Giter VIP home page Giter VIP logo

Comments (16)

lelit avatar lelit commented on June 12, 2024 1

I think a first step toward the goal is implementing the pre-parser speculated in point 1, able to extract only the comments and keeping them apart, with their absolute position in the original statement.

from pglast.

lelit avatar lelit commented on June 12, 2024 1

I will try to understand the effort needed to expose the pg_query_scan() function as time permits.

from pglast.

lelit avatar lelit commented on June 12, 2024 1

I've implemented a preliminary scan() function in the parser module, that exposes libpgquery's pg_query_scan().
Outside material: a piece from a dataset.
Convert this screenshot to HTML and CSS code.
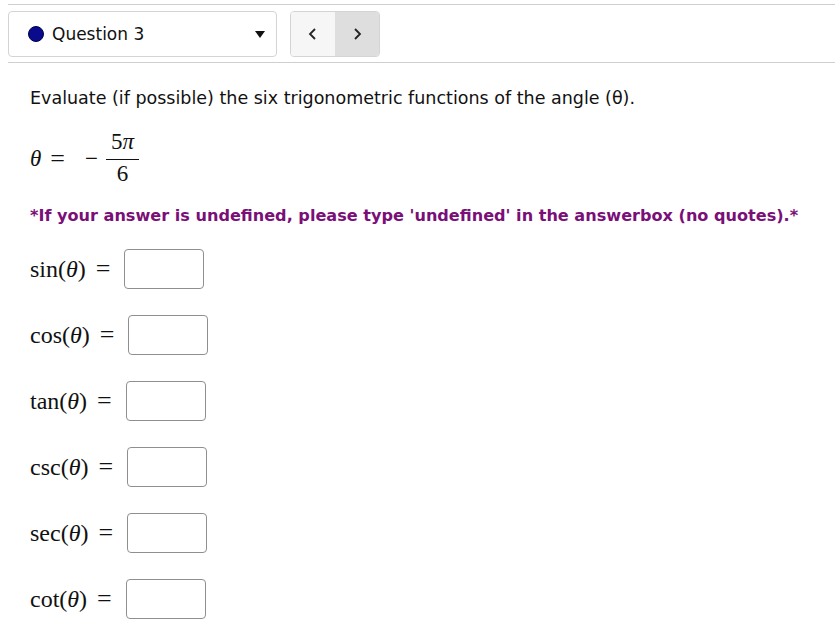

This is just the first step...

from pglast.

lelit avatar lelit commented on June 12, 2024 1

See here for an example.

from pglast.

lelit avatar lelit commented on June 12, 2024

Unfortunately that's difficult: see libpg_query's #15 for details.

As Lukas suggests, with lot of gymnastics we could

  1. with a pre-parser replace all comments with equivalent-length string of spaces, keeping them safe with their original position
  2. parse the resulting comment-free statement
  3. while printing back, we look at each node position, and if it "higher" than the current comment, we emit the comment first, removing it from the "queue"

As an alternative approach, replace point 3 with

  1. inject "syntetic" Comment nodes in the parsed tree, again using original position to find the right place
  2. properly implement Comment printer

from pglast.

Hultner avatar Hultner commented on June 12, 2024

I discussed this briefly with Lele over email and would like to add an excerpt from reply here.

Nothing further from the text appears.